1 found in the present case, in that it concerned the responsibility
of the State for the applicant's deprivation of property, the Court
considers that the expenses in question were necessarily incurred and
are reasonable as to quantum (see Krushev v. Bulgaria,
no. 66535/01, §§ 63-65, 3
July 2008). It thus awards the applicants EUR
1,100 for the said costs and expenses.
C. Default interest
- The
Court considers it appropriate that the default interest should be
based on the marginal lending rate of the European Central Bank, to
which should be added three percentage points.

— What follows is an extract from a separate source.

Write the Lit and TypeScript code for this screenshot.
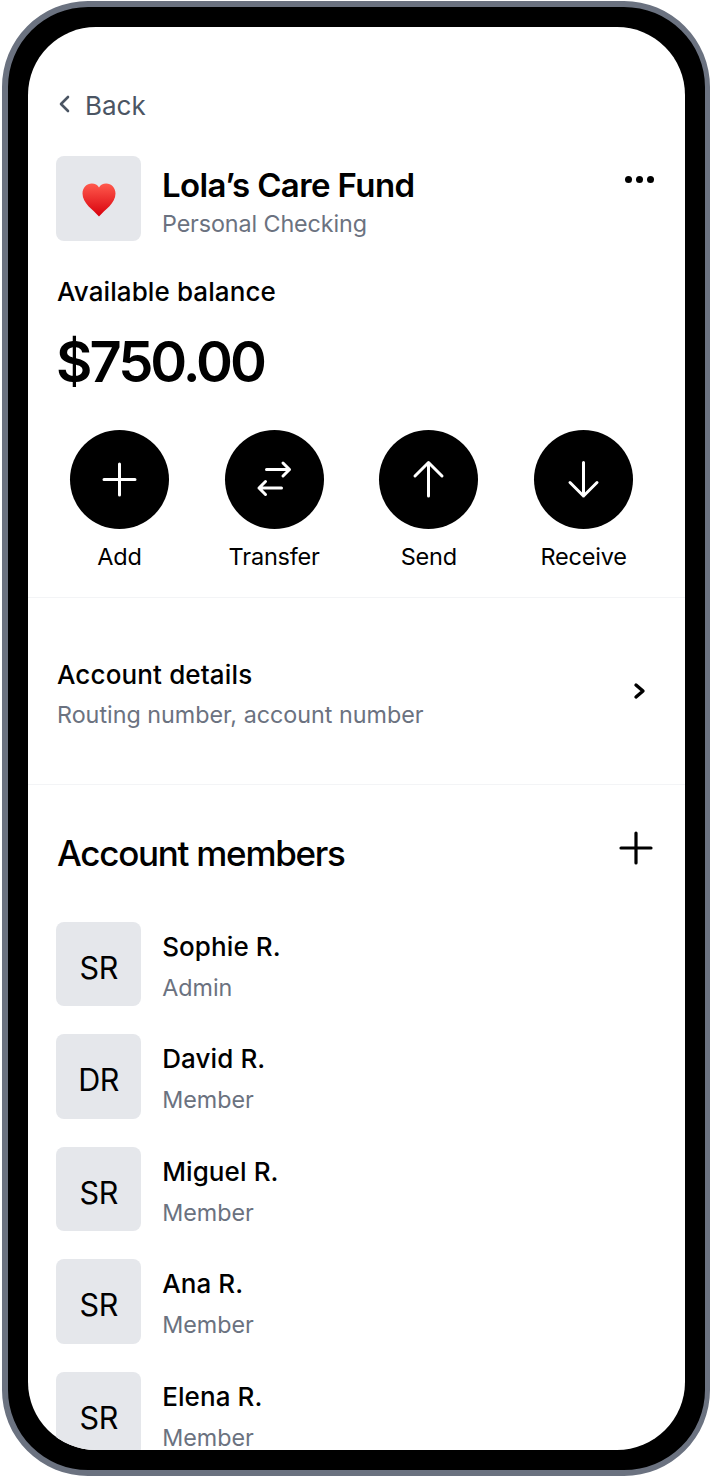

FOR THESE REASONS, THE COURT UNANIMOUSLY
- Declares the application admissible;
- Holds that there has been a violation of Article
1 of Protocol No. 1 to the Convention;
- Holds that it is not necessary to examine
separately the applicants' complaint under Article 13 of the
Convention;
- Holds
(a) that
the respondent State is to pay the applicants jointly, within three
months from the date on which the judgment becomes final in
accordance with Article 44 § 2 of the Convention, the following
amounts to be converted into Bulgarian levs at the rate applicable at
the date of settlement:
(i) EUR
47,000 (forty-seven thousand euros), plus any tax that may be
chargeable, in respect of pecuniary and non-pecuniary damage;
(ii) EUR
2,300 (two thousand three hundred euros), plus any tax that may be
chargeable to the applicants, in respect of costs and expenses;
(b) that
from the expiry of the above-mentioned three months until settlement
simple interest shall be payable on the above amounts at a rate equal
to the marginal lending rate of the European Central Bank during the
default period plus three percentage points;
- Dismisses the remainder of the applicants' claim
for just satisfaction.
Done in English, and notified in writing on 12 February 2009,
pursuant to Rule 77 §§ 2 and 3 of the Rules of Court.